Australian Bonds Rally on Global Growth Concerns
The Australian bonds rallied on Wednesday as Western investors pour into safe-haven assets amid deepening global growth fears. The benchmark 10-year bonds yield, which is inversely proportional to bond price fell 0.81 pct to 2.44 pct and 3-year bonds yield dipped 1.96 pct to 1.86 pct at 6:00 GMT.
The European bourses started the rout, tumbling to 6-week lows, after weak regional data underlined the ongoing economic malaise across the continent. Similarly, the German factory orders slumped 1.2 pct in February, as opposed to the predicted 0.3 pct increase, while the March composite Eurozone PMI was revised down 0.6 points to 53.1 as the services reading was cut 0.9 points.
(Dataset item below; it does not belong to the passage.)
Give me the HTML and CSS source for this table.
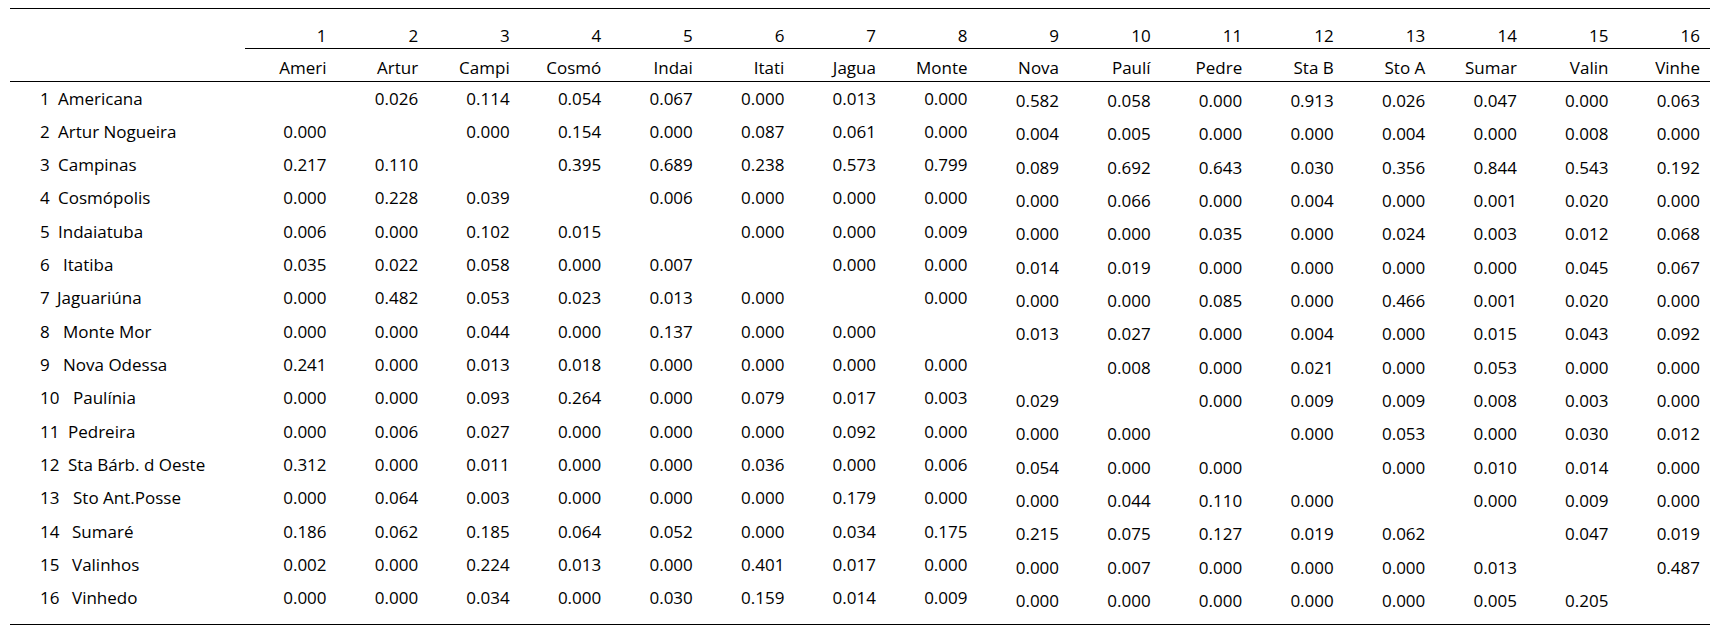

Yesterday, the Reserve Bank of Australia in the monthly monetary policy maintained its key interest rate at a record low of 2.00 pct and Governor Stevens reiterated in his statement that the monetary policy needs to be accommodative in nature and regulations are in place to moderate the risks in the housing market. He further added that low inflation may provide scope for easier policy.
“Global rates markets are rallying, with yields lower across the board, as investors snap up less risky assets. Australian markets largely kept pace with moves and expect a further fall in yields today ", said ANZ economists.
We foresee that the central bank could lower its official cash rate further if core inflation continues to trend downward, as the RBA indicated. If unemployment and GDP growth fail to improve over the coming months, such a move will occur sooner rather than later, pushing bonds prices up.